* _Aim of the exercise_
Count how many lines hold the string "Convert", and give only that number.

(Extracted data entries)
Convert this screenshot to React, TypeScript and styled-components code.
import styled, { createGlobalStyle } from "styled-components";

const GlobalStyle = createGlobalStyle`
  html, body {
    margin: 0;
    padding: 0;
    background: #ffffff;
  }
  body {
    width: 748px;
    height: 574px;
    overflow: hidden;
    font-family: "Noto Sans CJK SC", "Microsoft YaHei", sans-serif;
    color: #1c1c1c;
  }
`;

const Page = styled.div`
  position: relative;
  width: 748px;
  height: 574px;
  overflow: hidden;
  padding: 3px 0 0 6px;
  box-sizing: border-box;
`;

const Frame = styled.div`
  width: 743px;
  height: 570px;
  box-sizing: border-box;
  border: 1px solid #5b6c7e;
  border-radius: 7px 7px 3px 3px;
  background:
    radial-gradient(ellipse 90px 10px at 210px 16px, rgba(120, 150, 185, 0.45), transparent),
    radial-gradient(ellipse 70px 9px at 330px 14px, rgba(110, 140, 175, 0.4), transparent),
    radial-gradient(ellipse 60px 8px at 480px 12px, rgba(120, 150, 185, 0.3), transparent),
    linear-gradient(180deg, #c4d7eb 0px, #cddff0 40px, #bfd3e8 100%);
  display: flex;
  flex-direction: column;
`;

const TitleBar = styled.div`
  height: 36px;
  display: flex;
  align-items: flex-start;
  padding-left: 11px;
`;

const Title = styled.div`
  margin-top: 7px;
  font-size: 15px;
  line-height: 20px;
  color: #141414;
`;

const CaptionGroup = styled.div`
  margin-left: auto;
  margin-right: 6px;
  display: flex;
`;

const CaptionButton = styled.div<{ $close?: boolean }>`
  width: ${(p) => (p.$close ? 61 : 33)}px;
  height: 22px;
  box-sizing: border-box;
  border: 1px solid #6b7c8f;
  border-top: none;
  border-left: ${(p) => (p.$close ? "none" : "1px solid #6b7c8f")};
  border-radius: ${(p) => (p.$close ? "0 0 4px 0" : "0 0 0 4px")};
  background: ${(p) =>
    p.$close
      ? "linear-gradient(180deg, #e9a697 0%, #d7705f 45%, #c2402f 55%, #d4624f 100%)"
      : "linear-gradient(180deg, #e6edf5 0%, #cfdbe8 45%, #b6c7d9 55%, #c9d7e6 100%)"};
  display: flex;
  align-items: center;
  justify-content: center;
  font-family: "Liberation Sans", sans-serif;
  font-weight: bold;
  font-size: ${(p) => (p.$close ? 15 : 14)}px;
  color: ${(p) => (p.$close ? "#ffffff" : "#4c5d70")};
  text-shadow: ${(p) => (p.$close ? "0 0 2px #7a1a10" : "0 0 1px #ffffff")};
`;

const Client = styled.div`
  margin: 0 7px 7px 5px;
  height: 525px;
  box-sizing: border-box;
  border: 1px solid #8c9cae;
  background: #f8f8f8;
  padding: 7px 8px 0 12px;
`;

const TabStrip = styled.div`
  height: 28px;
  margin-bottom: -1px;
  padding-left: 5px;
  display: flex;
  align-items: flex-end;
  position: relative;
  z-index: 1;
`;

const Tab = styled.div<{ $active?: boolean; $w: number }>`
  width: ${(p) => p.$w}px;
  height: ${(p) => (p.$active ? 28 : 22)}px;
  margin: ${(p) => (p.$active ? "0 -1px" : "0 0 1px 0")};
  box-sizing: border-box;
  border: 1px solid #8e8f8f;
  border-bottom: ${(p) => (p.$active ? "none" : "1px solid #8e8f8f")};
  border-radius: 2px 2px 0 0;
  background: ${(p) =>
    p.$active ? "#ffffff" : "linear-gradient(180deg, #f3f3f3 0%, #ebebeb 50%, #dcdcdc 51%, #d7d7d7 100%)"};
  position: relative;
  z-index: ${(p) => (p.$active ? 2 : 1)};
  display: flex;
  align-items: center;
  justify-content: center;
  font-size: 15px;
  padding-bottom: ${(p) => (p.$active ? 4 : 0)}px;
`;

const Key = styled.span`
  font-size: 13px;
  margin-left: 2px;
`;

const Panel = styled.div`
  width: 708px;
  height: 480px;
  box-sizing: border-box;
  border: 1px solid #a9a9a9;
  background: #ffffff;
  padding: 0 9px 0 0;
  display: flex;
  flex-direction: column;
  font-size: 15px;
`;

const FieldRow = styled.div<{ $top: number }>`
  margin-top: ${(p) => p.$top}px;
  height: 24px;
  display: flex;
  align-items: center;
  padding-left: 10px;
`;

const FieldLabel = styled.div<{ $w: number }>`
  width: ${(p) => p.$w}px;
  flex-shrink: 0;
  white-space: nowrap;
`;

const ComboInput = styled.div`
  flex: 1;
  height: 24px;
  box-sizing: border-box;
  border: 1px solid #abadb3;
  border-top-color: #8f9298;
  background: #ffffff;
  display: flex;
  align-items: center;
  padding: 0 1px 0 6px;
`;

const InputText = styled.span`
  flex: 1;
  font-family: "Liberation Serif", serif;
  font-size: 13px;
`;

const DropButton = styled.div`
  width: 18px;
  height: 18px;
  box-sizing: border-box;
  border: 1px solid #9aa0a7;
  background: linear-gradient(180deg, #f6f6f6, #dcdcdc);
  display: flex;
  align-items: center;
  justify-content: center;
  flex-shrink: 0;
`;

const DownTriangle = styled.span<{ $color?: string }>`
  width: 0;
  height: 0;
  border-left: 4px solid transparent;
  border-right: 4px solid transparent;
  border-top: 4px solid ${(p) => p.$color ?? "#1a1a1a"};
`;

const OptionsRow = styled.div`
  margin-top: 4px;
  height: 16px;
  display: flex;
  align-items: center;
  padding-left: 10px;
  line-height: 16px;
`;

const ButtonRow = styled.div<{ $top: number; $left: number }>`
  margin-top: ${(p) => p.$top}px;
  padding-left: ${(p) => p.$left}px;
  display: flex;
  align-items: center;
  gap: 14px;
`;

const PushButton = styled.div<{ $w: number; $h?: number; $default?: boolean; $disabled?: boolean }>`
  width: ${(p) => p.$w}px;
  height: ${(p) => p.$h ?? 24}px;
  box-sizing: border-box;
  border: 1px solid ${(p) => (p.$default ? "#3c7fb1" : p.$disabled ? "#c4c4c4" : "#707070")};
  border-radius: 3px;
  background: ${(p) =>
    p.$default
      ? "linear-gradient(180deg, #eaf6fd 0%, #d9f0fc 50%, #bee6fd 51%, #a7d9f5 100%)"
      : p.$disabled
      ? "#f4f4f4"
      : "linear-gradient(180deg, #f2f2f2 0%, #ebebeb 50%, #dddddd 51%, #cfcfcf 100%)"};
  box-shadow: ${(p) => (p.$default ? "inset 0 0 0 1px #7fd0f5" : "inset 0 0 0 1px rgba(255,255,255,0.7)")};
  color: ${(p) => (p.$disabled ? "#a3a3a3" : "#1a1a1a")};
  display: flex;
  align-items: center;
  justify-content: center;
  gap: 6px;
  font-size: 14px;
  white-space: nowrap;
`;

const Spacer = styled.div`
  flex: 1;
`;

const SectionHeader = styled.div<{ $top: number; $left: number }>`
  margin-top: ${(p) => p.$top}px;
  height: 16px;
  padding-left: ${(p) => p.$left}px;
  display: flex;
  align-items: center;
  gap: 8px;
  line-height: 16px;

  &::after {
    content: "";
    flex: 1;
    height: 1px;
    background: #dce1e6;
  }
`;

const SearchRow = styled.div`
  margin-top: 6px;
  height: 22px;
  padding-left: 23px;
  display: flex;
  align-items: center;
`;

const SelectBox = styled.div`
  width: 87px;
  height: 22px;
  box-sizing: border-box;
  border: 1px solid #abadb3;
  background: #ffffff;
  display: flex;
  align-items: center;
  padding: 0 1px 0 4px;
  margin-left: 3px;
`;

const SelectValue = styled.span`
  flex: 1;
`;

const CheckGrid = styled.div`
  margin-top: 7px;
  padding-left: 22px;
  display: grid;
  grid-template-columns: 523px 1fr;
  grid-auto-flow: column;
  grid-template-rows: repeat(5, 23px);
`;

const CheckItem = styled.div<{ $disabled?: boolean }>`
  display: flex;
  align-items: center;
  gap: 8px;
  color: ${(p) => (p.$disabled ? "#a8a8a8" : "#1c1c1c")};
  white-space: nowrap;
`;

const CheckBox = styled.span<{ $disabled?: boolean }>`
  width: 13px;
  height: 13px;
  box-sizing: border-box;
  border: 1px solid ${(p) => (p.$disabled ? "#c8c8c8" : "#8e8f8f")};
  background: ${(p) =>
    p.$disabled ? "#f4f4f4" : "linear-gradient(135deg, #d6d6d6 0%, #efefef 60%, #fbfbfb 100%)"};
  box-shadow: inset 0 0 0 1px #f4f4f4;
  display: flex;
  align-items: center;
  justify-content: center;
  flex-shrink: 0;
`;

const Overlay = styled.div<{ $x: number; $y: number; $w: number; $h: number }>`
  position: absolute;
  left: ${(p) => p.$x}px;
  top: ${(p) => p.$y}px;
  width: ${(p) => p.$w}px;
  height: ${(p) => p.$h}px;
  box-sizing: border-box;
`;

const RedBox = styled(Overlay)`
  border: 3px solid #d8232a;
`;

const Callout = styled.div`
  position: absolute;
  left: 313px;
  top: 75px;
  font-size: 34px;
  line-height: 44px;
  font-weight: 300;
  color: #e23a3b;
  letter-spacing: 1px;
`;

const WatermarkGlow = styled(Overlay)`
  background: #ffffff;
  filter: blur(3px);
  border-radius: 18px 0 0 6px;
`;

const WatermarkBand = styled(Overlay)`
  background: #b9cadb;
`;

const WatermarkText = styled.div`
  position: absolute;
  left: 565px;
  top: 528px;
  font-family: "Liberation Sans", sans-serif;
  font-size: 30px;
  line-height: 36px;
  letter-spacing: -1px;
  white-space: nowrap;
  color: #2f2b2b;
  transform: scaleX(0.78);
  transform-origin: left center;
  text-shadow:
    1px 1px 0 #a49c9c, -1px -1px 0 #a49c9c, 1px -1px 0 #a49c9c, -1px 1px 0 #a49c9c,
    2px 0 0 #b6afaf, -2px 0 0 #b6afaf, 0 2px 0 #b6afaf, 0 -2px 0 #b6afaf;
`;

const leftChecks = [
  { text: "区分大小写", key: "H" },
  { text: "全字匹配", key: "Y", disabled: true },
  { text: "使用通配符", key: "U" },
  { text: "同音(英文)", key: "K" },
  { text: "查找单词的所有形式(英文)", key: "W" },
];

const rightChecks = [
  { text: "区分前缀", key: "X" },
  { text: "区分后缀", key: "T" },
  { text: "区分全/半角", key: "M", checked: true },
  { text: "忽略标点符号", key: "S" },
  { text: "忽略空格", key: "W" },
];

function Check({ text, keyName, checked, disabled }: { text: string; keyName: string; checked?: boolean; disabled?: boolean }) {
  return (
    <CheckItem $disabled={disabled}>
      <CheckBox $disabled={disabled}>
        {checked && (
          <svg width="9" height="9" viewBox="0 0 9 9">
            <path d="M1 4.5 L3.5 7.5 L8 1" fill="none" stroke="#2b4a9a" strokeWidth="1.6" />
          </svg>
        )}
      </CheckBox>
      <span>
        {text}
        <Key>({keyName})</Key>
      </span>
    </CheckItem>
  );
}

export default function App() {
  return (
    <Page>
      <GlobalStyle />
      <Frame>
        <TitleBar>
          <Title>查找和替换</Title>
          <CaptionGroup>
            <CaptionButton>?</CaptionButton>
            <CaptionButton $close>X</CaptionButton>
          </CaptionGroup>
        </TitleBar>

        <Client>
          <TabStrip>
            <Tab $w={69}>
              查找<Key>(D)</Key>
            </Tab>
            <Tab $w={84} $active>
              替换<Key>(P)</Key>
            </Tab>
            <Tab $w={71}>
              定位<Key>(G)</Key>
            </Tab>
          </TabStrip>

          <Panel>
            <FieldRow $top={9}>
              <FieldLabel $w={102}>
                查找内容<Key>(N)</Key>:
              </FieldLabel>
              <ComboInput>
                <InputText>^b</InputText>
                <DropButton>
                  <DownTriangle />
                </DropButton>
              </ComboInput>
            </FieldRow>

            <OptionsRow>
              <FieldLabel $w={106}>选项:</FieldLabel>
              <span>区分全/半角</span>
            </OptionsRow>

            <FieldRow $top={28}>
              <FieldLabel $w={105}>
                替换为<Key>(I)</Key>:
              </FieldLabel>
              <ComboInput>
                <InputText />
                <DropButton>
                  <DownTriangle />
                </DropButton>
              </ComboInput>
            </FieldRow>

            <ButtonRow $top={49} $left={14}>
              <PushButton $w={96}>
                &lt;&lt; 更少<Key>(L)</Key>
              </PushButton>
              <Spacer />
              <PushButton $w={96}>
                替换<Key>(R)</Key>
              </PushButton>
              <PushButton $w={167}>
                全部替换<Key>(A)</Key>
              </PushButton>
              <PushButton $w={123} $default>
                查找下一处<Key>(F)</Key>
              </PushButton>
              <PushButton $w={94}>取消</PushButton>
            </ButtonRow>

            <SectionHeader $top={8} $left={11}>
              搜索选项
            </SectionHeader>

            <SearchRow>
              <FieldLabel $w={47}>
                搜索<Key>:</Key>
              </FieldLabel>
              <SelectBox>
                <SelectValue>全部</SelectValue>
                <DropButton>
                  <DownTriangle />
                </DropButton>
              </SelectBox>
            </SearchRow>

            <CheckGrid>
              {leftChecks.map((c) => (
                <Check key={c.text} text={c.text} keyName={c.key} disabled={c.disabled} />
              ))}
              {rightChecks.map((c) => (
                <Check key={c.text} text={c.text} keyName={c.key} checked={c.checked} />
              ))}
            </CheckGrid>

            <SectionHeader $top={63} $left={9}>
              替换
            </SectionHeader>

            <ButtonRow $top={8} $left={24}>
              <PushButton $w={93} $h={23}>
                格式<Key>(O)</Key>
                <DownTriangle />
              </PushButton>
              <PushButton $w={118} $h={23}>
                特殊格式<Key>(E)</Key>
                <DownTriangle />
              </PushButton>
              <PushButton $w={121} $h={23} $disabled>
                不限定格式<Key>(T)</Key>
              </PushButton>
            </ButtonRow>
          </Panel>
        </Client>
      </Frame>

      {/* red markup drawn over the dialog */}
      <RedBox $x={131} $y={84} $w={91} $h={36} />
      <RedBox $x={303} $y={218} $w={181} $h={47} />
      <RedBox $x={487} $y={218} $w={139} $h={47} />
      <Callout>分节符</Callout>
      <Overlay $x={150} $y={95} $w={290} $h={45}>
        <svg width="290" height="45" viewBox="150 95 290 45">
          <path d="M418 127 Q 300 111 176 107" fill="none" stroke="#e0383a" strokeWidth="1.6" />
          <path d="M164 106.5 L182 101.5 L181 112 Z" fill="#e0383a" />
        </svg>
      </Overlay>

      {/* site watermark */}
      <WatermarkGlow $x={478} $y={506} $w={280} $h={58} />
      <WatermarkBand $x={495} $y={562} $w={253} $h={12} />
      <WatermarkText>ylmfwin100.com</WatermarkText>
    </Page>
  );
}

---

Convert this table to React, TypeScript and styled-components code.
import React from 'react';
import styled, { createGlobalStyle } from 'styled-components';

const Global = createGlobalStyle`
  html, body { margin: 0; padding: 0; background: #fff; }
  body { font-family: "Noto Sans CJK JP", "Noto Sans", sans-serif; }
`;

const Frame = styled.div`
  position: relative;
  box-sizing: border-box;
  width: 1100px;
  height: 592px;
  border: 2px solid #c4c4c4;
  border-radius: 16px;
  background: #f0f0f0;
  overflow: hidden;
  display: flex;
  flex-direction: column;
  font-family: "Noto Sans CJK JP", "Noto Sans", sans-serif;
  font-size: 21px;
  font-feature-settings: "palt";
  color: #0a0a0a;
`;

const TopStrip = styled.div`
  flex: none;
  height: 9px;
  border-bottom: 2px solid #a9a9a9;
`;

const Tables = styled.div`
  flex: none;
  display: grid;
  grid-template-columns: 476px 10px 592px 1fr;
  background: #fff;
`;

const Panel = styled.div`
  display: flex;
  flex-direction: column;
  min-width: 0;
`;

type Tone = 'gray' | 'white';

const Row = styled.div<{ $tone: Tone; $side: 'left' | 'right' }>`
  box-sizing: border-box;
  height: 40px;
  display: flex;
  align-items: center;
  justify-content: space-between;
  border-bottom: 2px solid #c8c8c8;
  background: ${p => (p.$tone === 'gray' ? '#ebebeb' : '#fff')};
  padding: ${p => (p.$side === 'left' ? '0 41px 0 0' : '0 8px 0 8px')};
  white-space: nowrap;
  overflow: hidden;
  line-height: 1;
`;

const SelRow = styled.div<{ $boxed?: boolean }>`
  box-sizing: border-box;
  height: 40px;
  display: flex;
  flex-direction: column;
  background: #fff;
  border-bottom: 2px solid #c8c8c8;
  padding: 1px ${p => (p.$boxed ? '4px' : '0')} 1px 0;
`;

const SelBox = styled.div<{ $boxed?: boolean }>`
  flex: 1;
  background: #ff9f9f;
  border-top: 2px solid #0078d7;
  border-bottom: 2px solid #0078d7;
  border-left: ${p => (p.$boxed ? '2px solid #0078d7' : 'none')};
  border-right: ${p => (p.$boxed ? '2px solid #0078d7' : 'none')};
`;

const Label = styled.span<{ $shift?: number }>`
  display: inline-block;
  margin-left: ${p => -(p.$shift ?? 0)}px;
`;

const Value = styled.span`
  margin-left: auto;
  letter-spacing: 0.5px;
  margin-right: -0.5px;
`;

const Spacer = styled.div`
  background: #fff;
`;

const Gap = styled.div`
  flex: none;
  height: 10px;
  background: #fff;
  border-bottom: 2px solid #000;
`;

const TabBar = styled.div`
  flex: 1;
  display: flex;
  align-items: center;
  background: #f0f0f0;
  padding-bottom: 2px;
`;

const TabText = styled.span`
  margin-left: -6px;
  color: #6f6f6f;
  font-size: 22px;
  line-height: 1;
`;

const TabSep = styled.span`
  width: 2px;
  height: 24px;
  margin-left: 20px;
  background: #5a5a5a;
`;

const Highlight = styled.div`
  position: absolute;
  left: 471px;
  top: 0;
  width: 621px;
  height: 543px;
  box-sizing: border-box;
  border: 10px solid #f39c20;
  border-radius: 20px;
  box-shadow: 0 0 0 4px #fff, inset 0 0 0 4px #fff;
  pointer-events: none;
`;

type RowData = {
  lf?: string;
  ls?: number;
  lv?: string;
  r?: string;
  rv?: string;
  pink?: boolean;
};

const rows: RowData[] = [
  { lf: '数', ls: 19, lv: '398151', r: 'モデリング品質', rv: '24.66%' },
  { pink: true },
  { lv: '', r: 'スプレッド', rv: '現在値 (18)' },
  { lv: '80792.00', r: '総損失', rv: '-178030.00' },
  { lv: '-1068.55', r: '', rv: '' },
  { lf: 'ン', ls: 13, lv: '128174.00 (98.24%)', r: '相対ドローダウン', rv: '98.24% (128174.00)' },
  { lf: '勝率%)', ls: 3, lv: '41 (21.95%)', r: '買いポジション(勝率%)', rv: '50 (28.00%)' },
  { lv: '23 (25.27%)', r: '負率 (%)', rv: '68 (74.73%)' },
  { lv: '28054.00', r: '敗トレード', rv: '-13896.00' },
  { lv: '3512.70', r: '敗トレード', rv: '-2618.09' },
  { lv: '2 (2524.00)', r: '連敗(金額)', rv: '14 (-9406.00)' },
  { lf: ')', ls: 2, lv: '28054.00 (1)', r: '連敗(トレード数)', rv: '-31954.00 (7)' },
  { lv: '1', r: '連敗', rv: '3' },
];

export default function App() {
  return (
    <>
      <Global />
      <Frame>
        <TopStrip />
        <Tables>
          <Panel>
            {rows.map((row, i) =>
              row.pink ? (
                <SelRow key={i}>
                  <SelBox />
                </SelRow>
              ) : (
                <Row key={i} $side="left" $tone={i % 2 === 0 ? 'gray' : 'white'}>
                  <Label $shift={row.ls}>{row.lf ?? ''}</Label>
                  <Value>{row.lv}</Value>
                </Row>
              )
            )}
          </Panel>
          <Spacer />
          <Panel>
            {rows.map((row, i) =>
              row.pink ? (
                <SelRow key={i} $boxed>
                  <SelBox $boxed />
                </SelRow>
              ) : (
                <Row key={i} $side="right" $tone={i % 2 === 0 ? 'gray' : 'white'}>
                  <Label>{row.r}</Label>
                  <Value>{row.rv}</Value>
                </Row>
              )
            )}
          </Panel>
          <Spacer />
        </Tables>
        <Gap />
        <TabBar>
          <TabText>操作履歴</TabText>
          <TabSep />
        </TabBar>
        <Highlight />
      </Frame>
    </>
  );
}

* _Answer to this task_
2